Experimental investigation of battery thermal management and safety with heat pipe and immersion phase change liquid

This paper presents a battery thermal management system (BTMS) with heat pipe and phase-change-liquid to control temperature and inhibit thermal runaway (TR). The proposed BTMS utilizes the cooling capacity and flame retardancy of fluid immersion and the high heat-transfer efficiency of heat pipes. An aged cell is overcharged at 60 A under an ambient temperature of 10 degrees C. The results show that the proposed BTMS inhibits TR and its propagation effectively, the temperature of overcharge-cell surface remains below 185 degrees C, and it remains above 60 degrees C for only 14 s.

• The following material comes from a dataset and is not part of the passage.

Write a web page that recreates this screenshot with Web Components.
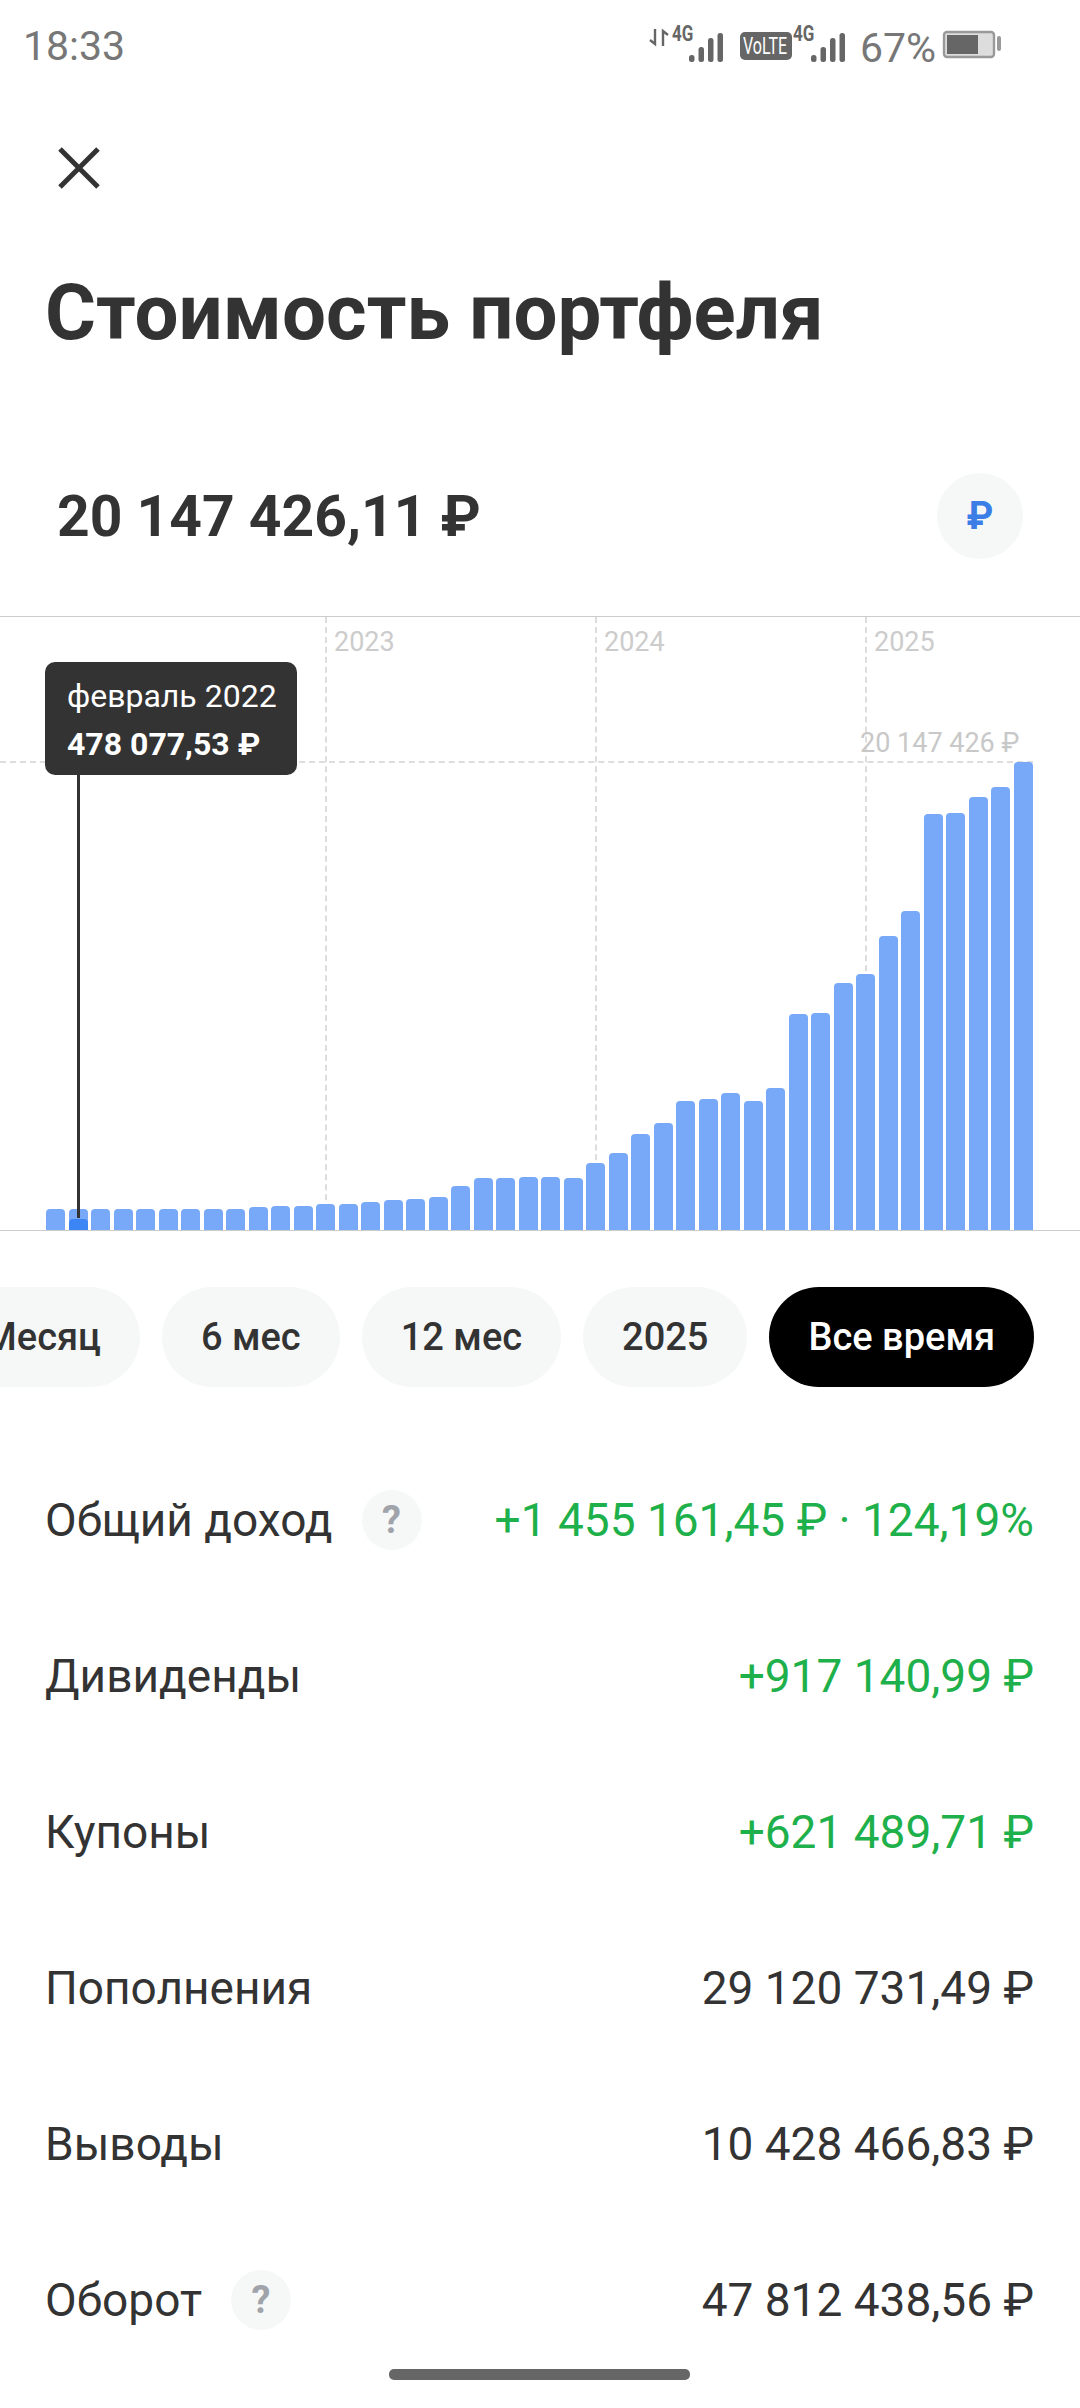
<!DOCTYPE html>
<html lang="ru">
<head>
<meta charset="utf-8">
<title>Стоимость портфеля</title>
<style>
    html, body {
        margin: 0;
        height: 2408px;
        overflow: hidden;
        background: #fff;
        font-family: Roboto, "Liberation Sans", sans-serif;
        color: #333;
    }

    app-screen {
        display: block;
        height: 2408px;
    }
</style>
</head>
<body>
<app-screen>
    <status-bar></status-bar>
    <screen-header>Стоимость портфеля</screen-header>
    <amount-row>20 147 426,11 ₽</amount-row>
    <value-chart></value-chart>
    <period-chips></period-chips>
    <stat-list>
        <stat-row label="Общий доход" hint tone="green">+1 455 161,45 ₽ · 124,19%</stat-row>
        <stat-row label="Дивиденды" tone="green">+917 140,99 ₽</stat-row>
        <stat-row label="Купоны" tone="green">+621 489,71 ₽</stat-row>
        <stat-row label="Пополнения">29 120 731,49 ₽</stat-row>
        <stat-row label="Выводы">10 428 466,83 ₽</stat-row>
        <stat-row label="Оборот" hint>47 812 438,56 ₽</stat-row>
    </stat-list>
    <home-bar></home-bar>
</app-screen>

<script>
class AppScreen extends HTMLElement {
    connectedCallback() {
        this.attachShadow({ mode: 'open' });
        this.shadowRoot.innerHTML = `
            <style>
                :host {
                    display: block;
                    position: relative;
                    overflow: hidden;
                }
            </style>
            <slot></slot>
        `;
    }
}

class StatusBar extends HTMLElement {
    connectedCallback() {
        this.attachShadow({ mode: 'open' });
        this.shadowRoot.innerHTML = `
            <style>
                :host {
                    display: flex;
                    align-items: flex-start;
                    justify-content: space-between;
                    height: 100px;
                    color: #777;
                }

                .time {
                    font-size: 41px;
                    line-height: 47px;
                    margin: 23px 0 0 23px;
                }

                svg {
                    display: block;
                }

                text {
                    font-family: Roboto, "Liberation Sans", sans-serif;
                }
            </style>
            <span class="time">18:33</span>
            <svg width="440" height="100" viewBox="640 0 440 100">
                <path d="M655 29v15l-5-4M663 46V31l5 4" fill="none" stroke="#666" stroke-width="2.4"/>
                <text transform="translate(672 41) scale(1 1.3)" font-size="17" font-weight="700" fill="#666">4G</text>
                <g fill="#666">
                    <rect x="689" y="55" width="5.5" height="7" rx="2.5"/>
                    <rect x="698.5" y="47" width="5.5" height="15" rx="2.5"/>
                    <rect x="708" y="38" width="5.5" height="24" rx="2.5"/>
                    <rect x="717.5" y="33" width="5.5" height="29" rx="2.5"/>
                    <rect x="740" y="32" width="52" height="28" rx="5"/>
                    <rect x="811" y="55" width="5.5" height="7" rx="2.5"/>
                    <rect x="820.5" y="47" width="5.5" height="15" rx="2.5"/>
                    <rect x="830" y="38" width="5.5" height="24" rx="2.5"/>
                    <rect x="839.5" y="33" width="5.5" height="29" rx="2.5"/>
                </g>
                <text transform="translate(743 54) scale(1 1.5)" font-size="16" fill="#fff">VoLTE</text>
                <text transform="translate(793 41) scale(1 1.3)" font-size="17" font-weight="700" fill="#666">4G</text>
                <text x="860" y="62" font-size="41" fill="#777">67%</text>
                <rect x="944" y="32" width="50" height="25" rx="3" fill="#ddd" stroke="#999" stroke-width="2.4"/>
                <rect x="947" y="35" width="31" height="19" fill="#666"/>
                <rect x="997" y="36" width="4" height="15" rx="2" fill="#999"/>
            </svg>
        `;
    }
}

class ScreenHeader extends HTMLElement {
    connectedCallback() {
        this.attachShadow({ mode: 'open' });
        this.shadowRoot.innerHTML = `
            <style>
                :host {
                    display: block;
                    padding-bottom: 26px;
                }

                .close {
                    display: flex;
                    align-items: center;
                    height: 136px;
                    padding-left: 58px;
                }

                h1 {
                    margin: 0;
                    height: 154px;
                    padding-left: 45px;
                    font-size: 78px;
                    line-height: 154px;
                    font-weight: 700;
                    color: #333;
                }
            </style>
            <div class="close">
                <svg width="42" height="42" viewBox="0 0 42 42">
                    <path d="M2 2 40 40M40 2 2 40" fill="none" stroke="#333" stroke-width="5"/>
                </svg>
            </div>
            <h1><slot></slot></h1>
        `;
    }
}

class AmountRow extends HTMLElement {
    connectedCallback() {
        this.attachShadow({ mode: 'open' });
        this.shadowRoot.innerHTML = `
            <style>
                :host {
                    display: flex;
                    align-items: center;
                    justify-content: space-between;
                    height: 200px;
                    padding: 0 57px;
                    font-size: 57px;
                    font-weight: 700;
                    color: #333;
                }

                .currency {
                    display: flex;
                    align-items: center;
                    justify-content: center;
                    width: 86px;
                    height: 86px;
                    border-radius: 50%;
                    background: #f6f8f8;
                    font-size: 38px;
                    color: #3b7fe6;
                }
            </style>
            <span><slot></slot></span>
            <span class="currency">₽</span>
        `;
    }
}

// bar heights in px, read off the reference
const BAR_HEIGHTS = [
    21, 21, 21, 21, 21, 21, 21, 21, 21, 23, 24,
    24, 26, 26, 28, 30, 31, 33, 44, 52, 52, 53,
    53, 52, 67, 77, 96, 107, 129, 131, 137, 129, 142,
    216, 217, 247, 256, 294, 319, 416, 417, 433, 443, 468
];

class ValueChart extends HTMLElement {
    connectedCallback() {
        this.attachShadow({ mode: 'open' });
        const bars = BAR_HEIGHTS.map((h, i) =>
            `<div class="bar" style="height:${h}px">${i === 1 ? '<div class="selected"></div>' : ''}</div>`
        ).join('');
        const years = [[325, '2023'], [595, '2024'], [865, '2025']].map(([x, year]) =>
            `<div class="vline" style="left:${x}px"></div><div class="year" style="left:${x + 9}px">${year}</div>`
        ).join('');
        this.shadowRoot.innerHTML = `
            <style>
                :host {
                    display: block;
                    position: relative;
                    height: 613px;
                    border-top: 1px solid #ccc;
                    border-bottom: 1px solid #ccc;
                    margin-bottom: 1px;
                }

                .bars {
                    position: absolute;
                    left: 46px;
                    bottom: 0;
                    display: flex;
                    align-items: flex-end;
                    gap: 3.5px;
                }

                .bar {
                    position: relative;
                    width: 19px;
                    background: #78a9f8;
                    border-radius: 4px 4px 0 0;
                }

                .selected {
                    position: absolute;
                    left: 0;
                    right: 0;
                    bottom: 0;
                    height: 11px;
                    background: #3b85f5;
                    border-radius: 4px 4px 0 0;
                }

                .vline {
                    position: absolute;
                    top: 0;
                    bottom: 0;
                    width: 0;
                    border-left: 2px dashed #ddd;
                }

                .hline {
                    position: absolute;
                    left: 0;
                    top: 144px;
                    width: 1033px;
                    border-top: 2px dashed #ddd;
                }

                .year, .peak {
                    position: absolute;
                    top: 9px;
                    font-size: 27px;
                    line-height: 33px;
                    color: #ccc;
                }

                .peak {
                    left: 860px;
                    top: 110px;
                    color: #c8c8c8;
                }

                .cursor {
                    position: absolute;
                    left: 77px;
                    top: 46px;
                    bottom: 12px;
                    width: 3px;
                    background: #333;
                }

                .tip {
                    position: absolute;
                    left: 45px;
                    top: 45px;
                    width: 252px;
                    height: 113px;
                    box-sizing: border-box;
                    padding: 10px 22px;
                    border-radius: 10px;
                    background: #333;
                    color: #fff;
                    font-size: 32px;
                    line-height: 48px;
                    white-space: nowrap;
                }

                .tip b {
                    display: block;
                    font-weight: 700;
                }
            </style>
            ${years}
            <div class="hline"></div>
            <div class="peak">20 147 426 ₽</div>
            <div class="bars">${bars}</div>
            <div class="cursor"></div>
            <div class="tip">февраль 2022<b>478 077,53 ₽</b></div>
        `;
    }
}

class PeriodChips extends HTMLElement {
    connectedCallback() {
        this.attachShadow({ mode: 'open' });
        const chips = ['Месяц', '6 мес', '12 мес', '2025', 'Все время'].map((label, i) =>
            `<span class="chip${i === 4 ? ' active' : ''}">${label}</span>`
        ).join('');
        this.shadowRoot.innerHTML = `
            <style>
                :host {
                    display: flex;
                    justify-content: flex-end;
                    gap: 22px;
                    padding: 55px 46px 55px 0;
                    overflow: hidden;
                }

                .chip {
                    flex: none;
                    height: 100px;
                    padding: 0 39px;
                    border-radius: 50px;
                    background: #f6f8f8;
                    font-size: 38px;
                    font-weight: 500;
                    line-height: 100px;
                    color: #333;
                }

                .active {
                    background: #000;
                    color: #fff;
                }
            </style>
            ${chips}
        `;
    }
}

class StatList extends HTMLElement {
    connectedCallback() {
        this.attachShadow({ mode: 'open' });
        this.shadowRoot.innerHTML = `
            <style>
                :host {
                    display: flex;
                    flex-direction: column;
                }
            </style>
            <slot></slot>
        `;
    }
}

class StatRow extends HTMLElement {
    connectedCallback() {
        this.attachShadow({ mode: 'open' });
        const hint = this.hasAttribute('hint') ? '<span class="hint">?</span>' : '';
        this.shadowRoot.innerHTML = `
            <style>
                :host {
                    display: flex;
                    align-items: center;
                    height: 156px;
                    padding: 0 46px 0 45px;
                    font-size: 46px;
                    color: #333;
                }

                .hint {
                    display: flex;
                    align-items: center;
                    justify-content: center;
                    width: 60px;
                    height: 60px;
                    margin-left: 29px;
                    border-radius: 50%;
                    background: #f6f8f8;
                    font-size: 38px;
                    font-weight: 700;
                    color: #a0a4aa;
                }

                .value {
                    margin-left: auto;
                }

                :host([tone="green"]) .value {
                    color: #1eb04a;
                }
            </style>
            <span>${this.getAttribute('label')}</span>
            ${hint}
            <span class="value"><slot></slot></span>
        `;
    }
}

class HomeBar extends HTMLElement {
    connectedCallback() {
        this.attachShadow({ mode: 'open' });
        this.shadowRoot.innerHTML = `
            <style>
                :host {
                    position: absolute;
                    left: 389px;
                    top: 2369px;
                    width: 301px;
                    height: 11px;
                    border-radius: 5px;
                    background: #666;
                }
            </style>
        `;
    }
}

customElements.define('app-screen', AppScreen);
customElements.define('status-bar', StatusBar);
customElements.define('screen-header', ScreenHeader);
customElements.define('amount-row', AmountRow);
customElements.define('value-chart', ValueChart);
customElements.define('period-chips', PeriodChips);
customElements.define('stat-list', StatList);
customElements.define('stat-row', StatRow);
customElements.define('home-bar', HomeBar);
</script>
</body>
</html>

The experimental results of normal operation indicate that the BTMS operates with heat-pipe & liquid-phase-change mode under high discharge rates and high-power cycle, and the maximum temperature of batteries is limited to 47 +/- 1 degrees C. The corresponding temperature difference of all observation points is below 2.1 degrees C. The effectiveness of an increase in air velocity is limited in boiling state owing to heat dissipation and vapours pressure, however, it significantly mitigates the temperature rise in non-boiling state; meanwhile, it demonstrates a slight non-monotonic effect on temperature consistency. These results provide an insight into the optimization of BTMS to manage batteries with high power and long safe-operating-life requirements.